His lecture centered on the mistaken ideologies, what he referred to as “myths,” employed by aid agencies when determining how to distribute aid to developing countries. These “myths” include the belief that money is all-powerful; bureaucracies are all-seeing; interventions are all-transforming; and that markets are all-enriching. He stated his belief that money can buy neither love nor development. In his view, money inflows do not necessarily finance investment; rather, incentives direct money to consumption. He decried the over-emphasis on the quantity of aid donated in the form of money, machines and schools rather than focusing on trying to change incentives in targeted sectors of the economy.

Professor Easterly observed that poverty reduction strategies require deep changes in institutions that affect incentives in both the private and public sectors. He conceded that such changes require a lot of time. However, he believes that tremendous benefits would be realized from such changes and are worth the wait. Development, he argued, should be done one village, town or city at a time.

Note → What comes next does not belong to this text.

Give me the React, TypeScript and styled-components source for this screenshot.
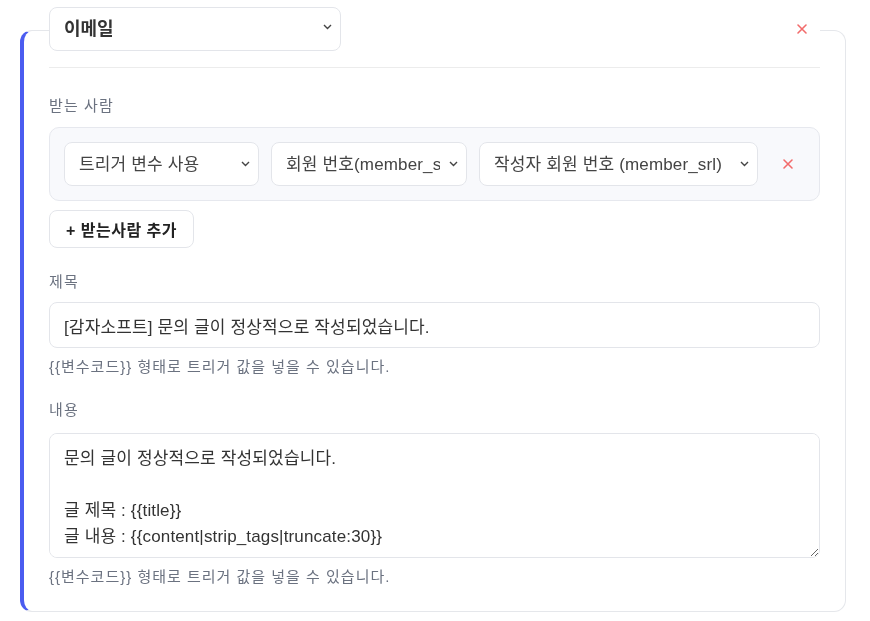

In his closing remarks, he highlighted many of the negative effects associated with foreign aid. International financial institutions like the IMF and World Bank, in his opinion, should be held accountable for their past and present failures. He noted that the way forward for third world countries should be “free markets” that encourage development. He believes that there will always be class distinctions within every society so disparities between rich and poor should not be a hindrance to the implementation of “free markets.” As a consequence, “We need a revolution in development thinking and practice.”